■ DESCRIPTION OF THE TASK
Include the line containing "import React from 'react';" and all lines before it, repeated exactly from the listing below, without pictures.
=====
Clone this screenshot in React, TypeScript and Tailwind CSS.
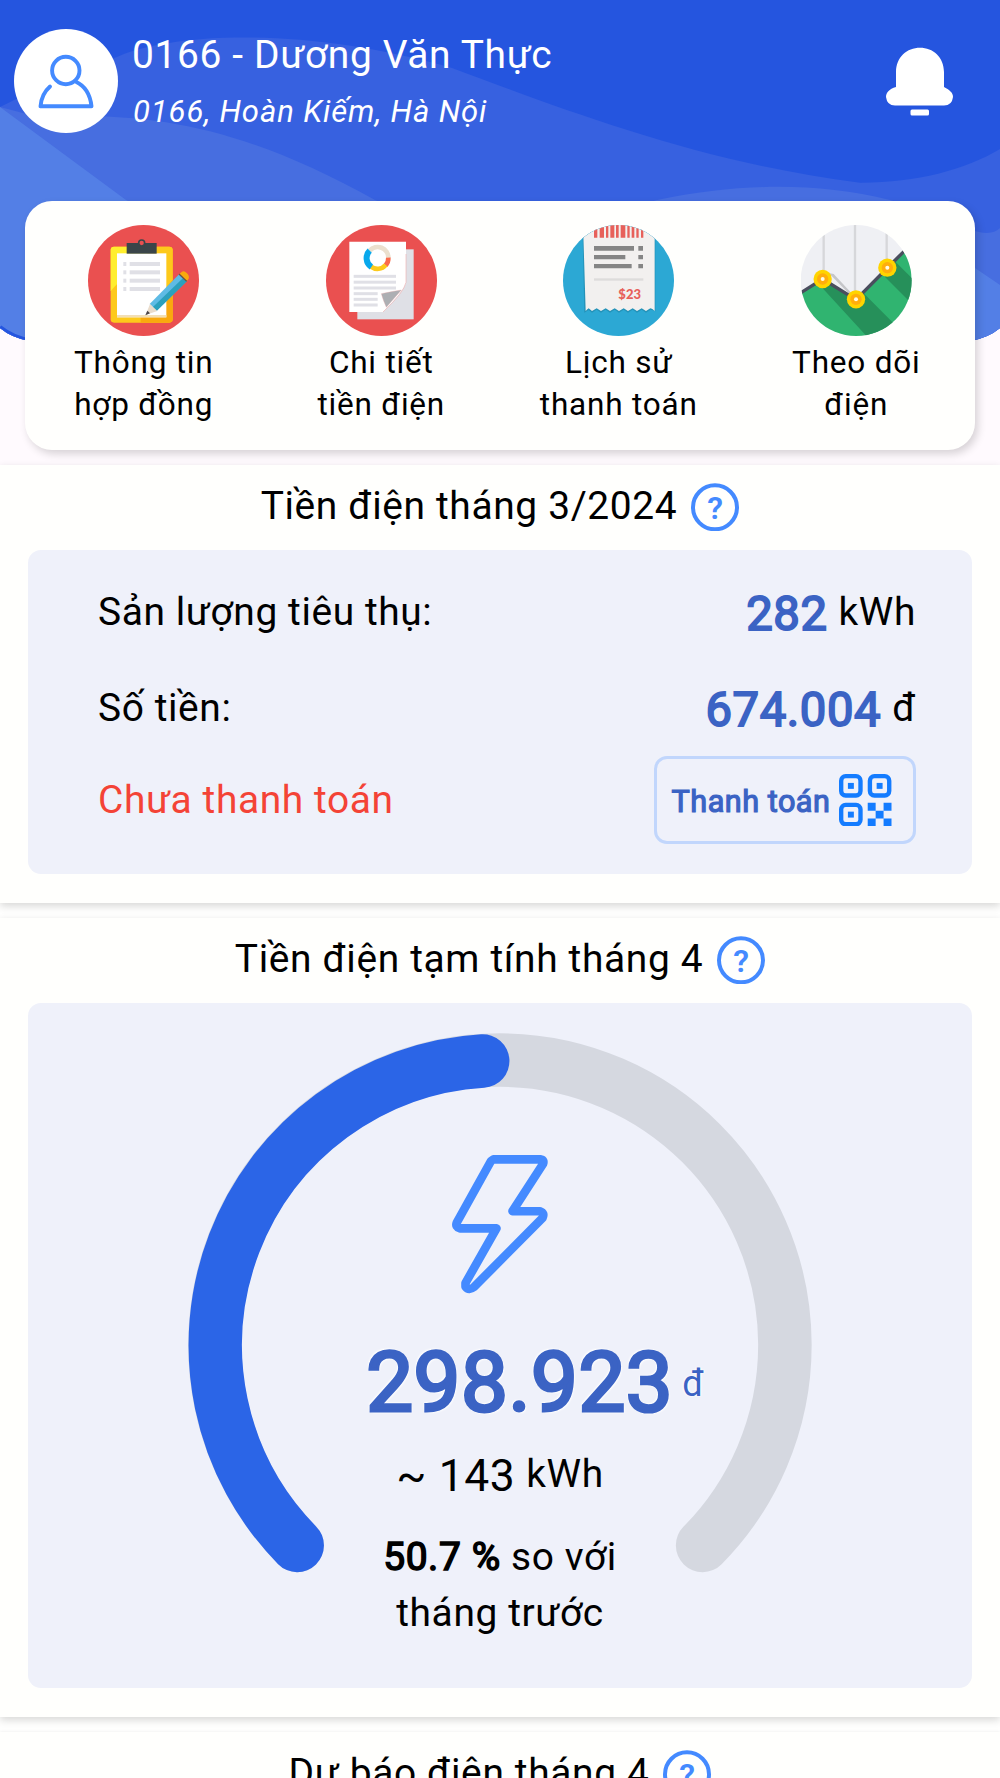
import React from 'react';

// 标题旁的问号
function HelpIcon() {
  return (
    <svg className="h-12 w-12 shrink-0" viewBox="0 0 48 48">
      <circle cx="24" cy="24.3" r="22" fill="none" stroke="#448aff" strokeWidth="4" />
      <text x="24" y="35.5" textAnchor="middle" fontFamily="Roboto, sans-serif" fontWeight="600" fontSize="32" fill="#448aff">?</text>
    </svg>
  );
}

function ContractIcon() {
  return (
    <svg className="h-[111px] w-[111px]" viewBox="84 43 333 333">
      <circle cx="250.500" cy="209.500" r="166.500" fill="#ea5050" />
      <rect x="152" y="108" width="186" height="228" rx="10" fill="#fdc91b" />
      <path d="M152 242V118q0-10 10-10h100v60q-70 20-110 74z" fill="#ffee2e" />
      <path d="M242 336v-18l96-110v118q0 10-10 10z" fill="#f9a90e" />
      <path d="M290 108h38q10 0 10 10v90h-48z" fill="#fdc91b" />
      <rect x="171" y="128" width="148" height="192" fill="#fff" />
      <rect x="171" y="313" width="148" height="7" fill="#f3dfb5" />
      <rect x="200" y="97" width="90" height="32" fill="#3a4549" />
      <circle cx="245" cy="97" r="9" fill="#ea5050" stroke="#3a4549" strokeWidth="5" />
      {[160, 185, 210, 235].map((y) => (
        <g key={y} fill="#e0e0e6">
          <rect x="190" y={y - 6} width="9" height="12" />
          <rect x="209" y={y - 6} width="91" height="12" />
        </g>
      ))}
      <path d="M358 190l22 21-91 90-20-21z" fill="#5ebbe5" />
      <path d="M370 201l11 11-91 89-12-11z" fill="#2ba0bd" />
      <path d="M270 280l-13 33 35-12z" fill="#eadccb" />
      <path d="M262 300l-6 14 14-6z" fill="#4a4347" />
      <path d="M357 191l8-7q7-5 15 3 9 8 6 17l-6 8z" fill="#f9a90e" />
      <path d="M357 190l23 22" stroke="#6b5047" strokeWidth="4" />
    </svg>
  );
}

function BillIcon() {
  return (
    <svg className="h-[111px] w-[111px]" viewBox="77 43 333 333">
      <circle cx="243.500" cy="209.500" r="166.500" fill="#ea5050" />
      <rect x="171" y="116" width="169" height="210" fill="#dfe0e6" />
      <path d="M147 93h170v122q-4 24-69 89H147z" fill="#fff" />
      <path d="M317 130v85q-6 30-69 89" fill="none" stroke="#efb4b4" strokeWidth="2" />
      <path d="M243 249q35-7 60-11l-45 52q-9-20-15-41z" fill="#adafb3" stroke="#e9a5a5" strokeWidth="1" />
      <g fill="none" strokeWidth="14">
        <path d="M208 120A32 32 0 0 1 264 142" stroke="#ebe0ce" />
        <path d="M264 141A32 32 0 0 1 256 164" stroke="#fb6a4c" />
        <path d="M256 163A32 32 0 0 1 212 168" stroke="#fcca1c" />
        <path d="M213 169A32 32 0 0 1 208 120" stroke="#08a8ec" strokeWidth="18" />
      </g>
      {[197, 214.500, 232].map((y) => (
        <rect key={y} x="160" y={y - 4.500} width="127" height="9" fill="#e0e0e6" />
      ))}
      {[249, 266, 283].map((y) => (
        <rect key={y} x="160" y={y - 4.500} width="72" height="9" fill="#e0e0e6" />
      ))}
    </svg>
  );
}

function HistoryIcon() {
  return (
    <svg className="h-[111px] w-[111px]" viewBox="99 43 333 333">
      <defs>
        <clipPath id="historyClip">
          <circle cx="265.500" cy="209.500" r="166.500" />
        </clipPath>
      </defs>
      <g clipPath="url(#historyClip)">
        <rect x="99" y="43" width="333" height="333" fill="#2ca8d4" />
        <path d="M157 40h219v262q-7-5-15-5l-13 9-13-9-14 9-13-9-14 9-13-9-14 9-13-9-14 9-13-9-14 9-13-9-14 9-10-8q-5 4-13 8z" fill="#2492b8" />
        <path d="M159 40h215v261q-7-8-13-8l-13 8-13-8-14 8-13-8-14 8-13-8-14 8-13-8-14 8-13-8-14 8-13-8-14 8-10-8q-5 4-9 8z" fill="#f2f0ef" />
        <path d="M192 43h10v38h-10zM209 43h13v38h-13zM228 43h7v38h-7zM241 43h12v38h-12zM258 43h8v38h-8zM272 43h14v38h-14zM292 43h7v38h-7zM305 43h8v38h-8zM319 43h7v38h-7zM333 43h7v38h-7z" fill="#e7605a" />
        <path d="M192 106h120v14H192zM325 106h14v14h-14zM192 133h94v13h-94zM325 133h14v13h-14zM192 160h113v13H192zM325 160h14v13h-14z" fill="#858585" />
        <rect x="192" y="203" width="148" height="7" fill="#dddcdb" />
        <text x="265" y="266" fontFamily="Lato, sans-serif" fontWeight="900" fontSize="39" textLength="68" fill="#e7605a">$23</text>
      </g>
    </svg>
  );
}

function TrackIcon() {
  return (
    <svg className="h-[111px] w-[111px]" viewBox="93 43 333 333">
      <defs>
        <clipPath id="trackClip">
          <circle cx="258.500" cy="209.500" r="166.500" />
        </clipPath>
      </defs>
      <g clipPath="url(#trackClip)">
        <rect x="92" y="43" width="333" height="333" fill="#eff0f4" />
        <path d="M161 43v150M255 43v210M350 43v120" stroke="#d6d7da" strokeWidth="7" />
        <path d="M176 187l15 3 58 62-14-5z" fill="#c5c6c9" />
        <path d="M92 247l66-42 100 62 94-95 73-72v276H92z" fill="#30b470" />
        <path d="M158 205l100 62 20-22 100 100-75 46-165-180z" fill="#26905a" />
        <path d="M352 172l25-18 60 60v77l-92-92z" fill="#26905a" />
        <path d="M88 249l70-44 100 62 94-95 50-50" fill="none" stroke="#4a4e5e" strokeWidth="10" />
        {[[158, 205], [258, 266], [352, 171]].map(([x, y]) => (
          <g key={x}>
            <circle cx={x} cy={y} r="27.500" fill="#ffd400" />
            <circle cx={x} cy={y} r="17" fill="#ffae0c" />
            <circle cx={x} cy={y} r="6" fill="#fffbe8" />
          </g>
        ))}
      </g>
    </svg>
  );
}

function QrIcon() {
  return (
    <svg className="h-[52.5px] w-[52.5px]" viewBox="0 0 53 53" fill="#147cff">
      {[[0, 0], [29, 0], [0, 29]].map(([x, y]) => (
        <g key={`${x}-${y}`}>
          <rect x={x + 2.200} y={y + 2.200} width="19.500" height="19.500" rx="4.500" fill="none" stroke="#147cff" strokeWidth="4.400" />
          <rect x={x + 9} y={y + 9} width="6" height="6" />
        </g>
      ))}
      <path d="M29 29h8v8h-8zM45 29h8v8h-8zM37 37h8v8h-8zM29 45h8v8h-8zM45 45h8v8h-8z" />
    </svg>
  );
}

const menus = [
  { icon: <ContractIcon />, lines: ['Thông tin', 'hợp đồng'] },
  { icon: <BillIcon />, lines: ['Chi tiết', 'tiền điện'] },
  { icon: <HistoryIcon />, lines: ['Lịch sử', 'thanh toán'] },
  { icon: <TrackIcon />, lines: ['Theo dõi', 'điện'] },
];

function SectionTitle({ text }: { text: string }) {
  return (
    <div className="flex h-[84px] items-center justify-center gap-[14px]">
      <h2 className="-mt-[2px] text-[38.9px] leading-[46px] tracking-[0.65px]">{text}</h2>
      <HelpIcon />
    </div>
  );
}

function App() {
  return (
    <div className="h-[1778px] w-[1000px] overflow-hidden bg-[#fffffe] font-['Roboto',sans-serif] text-black">
      <div className="relative h-[465px] bg-[#fffafe]">
        <svg className="absolute top-0 left-0 h-[342px] w-[1000px]" viewBox="0 0 1000 342">
          <defs>
            <clipPath id="headerClip">
              <path d="M0 0H1000V328Q988 338 970 341H30Q12 338 0 328z" />
            </clipPath>
          </defs>
          <g clipPath="url(#headerClip)">
            <rect width="1000" height="342" fill="#2555df" />
            <path d="M0 107C50 82 90 68 124 54C190 30 320 30 452 68C560 108 700 163 860 182.700C915 183 965 170 1000 149V342H0z" fill="#3761e0" />
            <path d="M0 107L38 117C150 112 240 125 375 200C450 235 560 230 657 200C740 183 815 182 890 200C930 212 950 226 975 231Q992 236 1000 228V342H0z" fill="#476ee0" />
            <path d="M0 107Q65 155 126 200L340 310H800L975 268L1000 285V342H0z" fill="#537fe6" />
            <path d="M0 327Q14 338 30 340" fill="none" stroke="#2555df" strokeWidth="4" />
          </g>
        </svg>

        <header className="relative flex h-[201px] items-start pl-[13.5px]">
          <div className="mt-[28.5px] flex h-[104.5px] w-[104.5px] items-center justify-center rounded-full bg-white">
            <svg className="h-14 w-14" viewBox="0 0 56 56" fill="none" stroke="#448aff" strokeWidth="3.9" strokeLinecap="round" strokeLinejoin="round">
              <circle cx="27.800" cy="17.500" r="13.700" />
              <path d="M12 33.500Q3.500 41 2.500 53.300H53.500Q51.500 35 38 28.700" />
            </svg>
          </div>
          <div className="ml-[14px] pt-[32px] text-white">
            <h1 className="text-[38.9px] leading-[46px] tracking-[0.65px]">0166 - Dương Văn Thực</h1>
            <p className="mt-[16px] ml-px text-[31px] leading-[36px] tracking-[0.9px] italic">0166, Hoàn Kiếm, Hà Nội</p>
          </div>
          <svg className="mt-[46.5px] mr-[47px] ml-auto h-[70px] w-[67px]" viewBox="0 0 67 70" fill="#fff">
            <path d="M10 40V25C10 10 21 .7 34 .7S58 10 58 25V40C64 43 67 46 67 50Q66 58.500 58 58.500H9Q1 58.500 0 50C0 46 3 42 10 40z" />
            <rect x="24.500" y="62.500" width="18.500" height="6" rx="1.500" />
          </svg>
        </header>

        <div className="relative mx-[25px] grid h-[249px] grid-cols-4 rounded-[27px] bg-[#fffffd] pt-[24px] shadow-[3px_4px_9px_rgba(0,0,0,0.16)]">
          {menus.map((menu) => (
            <div key={menu.lines[0]} className="flex flex-col items-center">
              {menu.icon}
              <div className="mt-[6px] text-center text-[31.5px] leading-[42px] tracking-[0.8px]">
                {menu.lines.map((line) => (
                  <div key={line}>{line}</div>
                ))}
              </div>
            </div>
          ))}
        </div>
      </div>

      <section className="relative h-[438px] bg-[#fffffd] px-[28px] pb-px shadow-[0_3px_8px_rgba(0,0,0,0.16)]">
        <SectionTitle text="Tiền điện tháng 3/2024" />
        <div className="mt-px h-[324px] rounded-[13px] bg-[#eff1fa] pt-[35px] pr-[56px] pl-[70px] text-[38.9px] leading-[54px] tracking-[0.6px]">
          <div className="flex h-[96px] items-start justify-between">
            <span>Sản lượng tiêu thụ:</span>
            <div className="flex items-start gap-[11px]">
              <span className="pt-[2px] text-[47.2px] text-[#3b63c4] [-webkit-text-stroke:1.8px_#3b63c4]">282</span>
              <span>kWh</span>
            </div>
          </div>
          <div className="flex h-[75px] items-start justify-between">
            <span>Số tiền:</span>
            <div className="flex items-start gap-[11px]">
              <span className="pt-[2px] text-[47.2px] text-[#3b63c4] [-webkit-text-stroke:1.8px_#3b63c4]">674.004</span>
              <span>đ</span>
            </div>
          </div>
          <div className="flex h-[88px] items-center justify-between">
            <span className="text-[#f44336]">Chưa thanh toán</span>
            <button className="flex h-[88px] w-[262px] items-center gap-[8px] rounded-[13px] border-3 border-[#c1d6fc] pl-[14px]">
              <span className="w-[160px] pt-[3px] text-[30.6px] tracking-[0.5px] whitespace-nowrap text-[#3b63c4] [-webkit-text-stroke:1.2px_#3b63c4]">Thanh toán</span>
              <QrIcon />
            </button>
          </div>
        </div>
      </section>

      <section className="relative mt-[15px] h-[799px] bg-[#fffffd] px-[28px] shadow-[0_3px_8px_rgba(0,0,0,0.16)]">
        <SectionTitle text="Tiền điện tạm tính tháng 4" />
        <div className="relative mt-px h-[685px] rounded-[13px] bg-[#eff1fa]">
          <svg className="absolute top-0 left-0 h-[685px] w-[944px]" viewBox="28 1003 944 685" fill="none" strokeLinecap="round" strokeLinejoin="round">
            <path d="M297.200 1545.400A285 285 0 1 1 702.600 1545.400" stroke="#d5d8e0" strokeWidth="53.500" />
            <path d="M297.200 1545.400A285 285 0 0 1 482.700 1061" stroke="#2b65e7" strokeWidth="53.500" />
            <path d="M493.500 1159.400H541Q544.500 1160 543 1164L512.500 1211.200H540Q545 1213 542.500 1218L474 1287Q469 1291 465.500 1286.500L465.500 1283L496.500 1228.400H460Q455 1227 456.800 1222.500L491 1161z" stroke="#448aff" strokeWidth="8.600" />
          </svg>
          <div className="relative flex flex-col items-center pt-[330px]">
            <div className="flex items-start pl-[70px] text-[#3b63c4]">
              <span className="text-[83.3px] leading-[99px] tracking-[0.6px] [-webkit-text-stroke:3.2px_#3b63c4] [text-shadow:2px_0_1px_#fff,-2px_0_1px_#fff,0_2px_1px_#fff,0_-2px_1px_#fff,2px_2px_2px_#fff,-2px_-2px_2px_#fff]">298.923</span>
              <span className="pt-[28px] pl-[9px] text-[36.1px] leading-[46px] [text-shadow:1px_0_2px_#fff,-1px_0_2px_#fff]">đ</span>
            </div>
            <div className="mt-[15px] flex items-start gap-[11px] tracking-[0.6px]">
              <span className="pt-[2px] text-[44.4px] leading-[54px]">~ 143</span>
              <span className="text-[38.9px] leading-[54px]">kWh</span>
            </div>
            <div className="mt-[26px] text-center text-[38.9px] leading-[56px] tracking-[0.6px]">
              <div><span className="[-webkit-text-stroke:1.5px_#000]">50.7 %</span> so với</div>
              <div>tháng trước</div>
            </div>
          </div>
        </div>
      </section>

      <section className="relative mt-[15px] h-[46px] overflow-hidden bg-[#fffffd] shadow-[0_0_3px_rgba(0,0,0,0.08)]">
        <SectionTitle text="Dự báo điện tháng 4" />
      </section>
    </div>
  );
}

export default React.memo(App);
=====
■ CORRECT RESPONSE
Clone this screenshot in React, TypeScript and Tailwind CSS.
import React from 'react';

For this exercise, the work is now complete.